--- begin ---

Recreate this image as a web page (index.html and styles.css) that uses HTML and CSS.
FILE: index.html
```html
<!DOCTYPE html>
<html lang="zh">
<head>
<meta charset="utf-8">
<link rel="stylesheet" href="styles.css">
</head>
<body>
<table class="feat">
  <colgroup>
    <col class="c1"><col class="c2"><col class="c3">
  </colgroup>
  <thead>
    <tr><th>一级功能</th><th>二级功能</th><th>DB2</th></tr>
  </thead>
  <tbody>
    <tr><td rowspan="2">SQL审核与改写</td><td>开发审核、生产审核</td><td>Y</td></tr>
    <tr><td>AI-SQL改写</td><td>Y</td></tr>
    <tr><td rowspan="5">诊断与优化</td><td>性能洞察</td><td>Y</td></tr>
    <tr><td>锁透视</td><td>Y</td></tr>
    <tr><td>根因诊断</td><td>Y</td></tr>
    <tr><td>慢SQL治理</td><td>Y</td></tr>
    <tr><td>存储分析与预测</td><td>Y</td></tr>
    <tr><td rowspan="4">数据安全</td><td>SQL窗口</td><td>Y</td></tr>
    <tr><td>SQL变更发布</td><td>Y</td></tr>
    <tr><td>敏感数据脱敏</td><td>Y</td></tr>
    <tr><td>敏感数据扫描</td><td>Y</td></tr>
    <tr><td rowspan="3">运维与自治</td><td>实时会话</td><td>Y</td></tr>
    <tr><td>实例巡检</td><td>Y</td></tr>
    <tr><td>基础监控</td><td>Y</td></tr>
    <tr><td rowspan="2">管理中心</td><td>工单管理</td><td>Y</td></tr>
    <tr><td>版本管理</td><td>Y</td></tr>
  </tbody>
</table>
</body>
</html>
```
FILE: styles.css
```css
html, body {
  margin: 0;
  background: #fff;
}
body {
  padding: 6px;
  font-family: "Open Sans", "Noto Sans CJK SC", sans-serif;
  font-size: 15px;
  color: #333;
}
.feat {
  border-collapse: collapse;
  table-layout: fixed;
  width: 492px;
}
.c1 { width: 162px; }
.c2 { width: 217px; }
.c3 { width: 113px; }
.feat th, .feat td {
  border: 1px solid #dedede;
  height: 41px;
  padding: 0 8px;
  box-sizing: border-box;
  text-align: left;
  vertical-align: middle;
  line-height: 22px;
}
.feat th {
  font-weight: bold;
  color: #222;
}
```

--- end ---

» Written instruction: Every line in the data that holds "styles" should be copied out.

» Exercise response:
Recreate this image as a web page (index.html and styles.css) that uses HTML and CSS.
<link rel="stylesheet" href="styles.css">
FILE: styles.css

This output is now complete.